When it comes to economic metrics, the only value destruction that is accounted for and reported is that which pertains to corporate performance and the wealth of investors.
This is a big problem because it results in a dangerous distortion of the performance of the socio-enviro-economic system as a whole.
Natural disasters
Natural disasters result in huge value destruction. The way these are accounted for in typical GDP computations means that the costs associated with remediating the damage is considered a positive, while the value of the damage to physical structures, the society and the environment are ignored.
Using conventional GDP thinking the results of Superstorm Sandy had a good outcome because they boosted GDP ... whereas the reality using an accounting that recognises all the impacts, the storm was very damaging.
War
War result in huge value destruction. The way these are accounted for in typical GDP computations means that the costs associated with waging war are considered a positive, while the value of the damage to physical structures, the society and the environment are ignored.
The civil war in Syria has resulted in massive value destruction.
The value destruction associated with the killing and maiming of people is not accounted for in any meaningful way using conventional reporting methodologies. But the value destruction associated with the death of some 400,000 people, many of them young, is massive. There is an urgent need for a way to bring the value destruction associated with death and disablement into account in an easy rigorous way.
The value destruction associated with societal disruption and millions of people having to flee their homes and seek refuge elsewhere either within the country is internal diplace persons (IDPs) or as international refugees. Again there is the need to have a way to bring this value destruction into account.

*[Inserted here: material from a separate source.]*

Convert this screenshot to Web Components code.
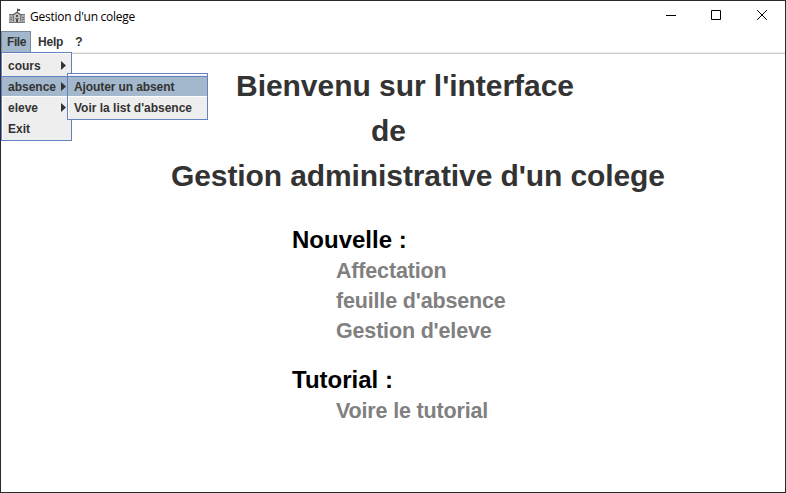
<!DOCTYPE html>
<html lang="fr"><head><meta charset="utf-8"><title>Gestion d'un colege</title>
<style>html,body{margin:0;width:786px;height:493px;overflow:hidden;background:#fff}</style></head>
<body><college-window></college-window>
<script>
const define = (name, html) => customElements.define(name, class extends HTMLElement {
  constructor(){ super(); this.attachShadow({mode:'open'}).innerHTML = html; }
});
define('title-bar', `<style>
:host{display:flex;height:30px;align-items:center;color:#000;font:12px/16px "Open Sans","Noto Sans",sans-serif}
.logo{margin:0 5px 0 8px;width:16px;height:16px}
.name{flex:1;letter-spacing:-.26px;white-space:nowrap;padding-top:1px}
.btn{width:46px;height:30px;display:block;position:relative;left:1px}
</style>
<svg class="logo" viewBox="0 0 16 16">
<path d="M0 7h4v7H0zM12 7h4v7h-4z" fill="#a8a8a8"/>
<path d="M4 7l4-2.6L12 7v7H4z" fill="#c4c4c4"/>
<path d="M0 6.5h4M12 6.5h4" stroke="#777"/>
<path d="M3.5 7.2L8 4.3l4.500 2.900" fill="none" stroke="#5a5a5a" stroke-width="1.2"/>
<path d="M8.500 0.500v4" stroke="#555"/><path d="M9 1h2v2H9z" fill="#555"/>
<path d="M4.500 7.500v6M11.500 7.500v6" stroke="#777"/>
<path d="M1 9.500h2M1 11.500h2M13 9.500h2M13 11.500h2M6 10.500h4" stroke="#777"/>
<path d="M7 7h2v2H7zM7 11h2v3H7z" fill="#505050"/>
<path d="M0 14.500h16" stroke="#777"/>
</svg><span class="name"><slot></slot></span>
<svg class="btn" viewBox="0 0 46 30"><path d="M18 14.500h10" stroke="#000"/></svg>
<svg class="btn" viewBox="0 0 46 30"><path d="M17.500 9.500h9v9h-9z" fill="none" stroke="#000"/></svg>
<svg class="btn" viewBox="0 0 46 30"><path d="M17.200 9.200l9.600 9.600M26.800 9.200l-9.600 9.600" stroke="#000"/></svg>`);
define('menu-tab', `<style>
:host{display:block;box-sizing:border-box;height:22px;padding:0 4px 0 6px;line-height:21px;letter-spacing:-.2px;border:1px solid transparent;border-bottom:0;white-space:nowrap}
:host([open]){width:30px;padding:0 0 0 5px;letter-spacing:-.4px;background:#a3b8cc;border-color:#7a8a99}
</style><slot></slot>`);
define('menu-bar', `<style>
:host{display:flex;box-sizing:border-box;height:23px;background:linear-gradient(#fff 21px,#eee 21px);border-bottom:1px solid #ccc;color:#333;font:bold 12px "Liberation Sans",Arial,sans-serif}
</style><slot></slot>`);
define('menu-item', `<style>
:host{display:flex;box-sizing:border-box;height:21px;padding:0 5px 0 6px;justify-content:space-between;border-top:1px solid transparent;border-bottom:1px solid transparent;line-height:20px;white-space:nowrap}
:host([active]){background:#a3b8cc;border-top-color:#6382bf;border-bottom-color:#fff}
svg{display:none;width:5px;height:9px;margin-top:5px}:host([sub]) svg{display:block}
</style><span><slot></slot></span><svg viewBox="0 0 5 9"><path d="M0 0v9l5-4.500z" fill="#333"/></svg>`);
define('popup-menu', `<style>
:host{display:block;position:absolute;box-sizing:border-box;background:#eee;border:1px solid #6382bf;box-shadow:inset 1px 1px #fff;color:#333;font:bold 12px "Liberation Sans",Arial,sans-serif;padding:2px 0 1px}
</style><slot></slot>`);
define('news-group', `<style>
:host{display:block;font:bold 21.5px/30px "Liberation Sans",Arial,sans-serif;letter-spacing:-.17px;color:#808080}
h2{margin:0 0 1px;font:bold 24px/30px "Liberation Sans",Arial,sans-serif;letter-spacing:0;color:#000}
.list{padding-left:44px}
</style><h2><slot name="title"></slot></h2><div class="list"><slot></slot></div>`);
define('college-window', `<style>
:host{display:block;box-sizing:border-box;position:relative;width:786px;height:493px;border:1px solid #2b2b2b;background:#fff}
.file{left:0;top:51px;width:71px;height:89px}
.absence{left:66px;top:72px;width:141px;height:47px}
.absence menu-item[active]{letter-spacing:-.1px}
main{display:flex;flex-direction:column;padding:9px 0 0 291px}
h1{display:grid;margin:0 0 27px -291px;font:bold 30px/45px "Liberation Sans",Arial,sans-serif;letter-spacing:-.1px;color:#333;white-space:nowrap}
.a{padding-left:235px;letter-spacing:-.04px}.b{padding-left:370px}.c{padding-left:170px}
news-group+news-group{margin-top:19px}
</style>
<title-bar>Gestion d'un colege</title-bar>
<menu-bar><menu-tab open>File</menu-tab><menu-tab>Help</menu-tab><menu-tab>?</menu-tab></menu-bar>
<main><h1><span class="a">Bienvenu sur l'interface</span><span class="b">de</span><span class="c">Gestion administrative d'un colege</span></h1>
<news-group><span slot="title">Nouvelle :</span><div>Affectation</div><div>feuille d'absence</div><div>Gestion d'eleve</div></news-group>
<news-group><span slot="title">Tutorial :</span><div>Voire le tutorial</div></news-group></main>
<popup-menu class="file"><menu-item sub>cours</menu-item><menu-item sub active>absence</menu-item><menu-item sub>eleve</menu-item><menu-item>Exit</menu-item></popup-menu>
<popup-menu class="absence"><menu-item active>Ajouter un absent</menu-item><menu-item>Voir la list d'absence</menu-item></popup-menu>`);
</script></body></html>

The value destruction associated with the damage to buildings and infrastructure is very visible, but accounting using conventional methodologies is missing. The value destruction is clearly very substantial.
Using conventional methodologies for economic analysis and reporting, the costs being incurred are included in measures like GDP, and other statistical data like trade data. These costs are considered to be economic product and added in. Meanwhile, there is no deduction for the value destruction that is the bigger number but ignored in conventional analysis.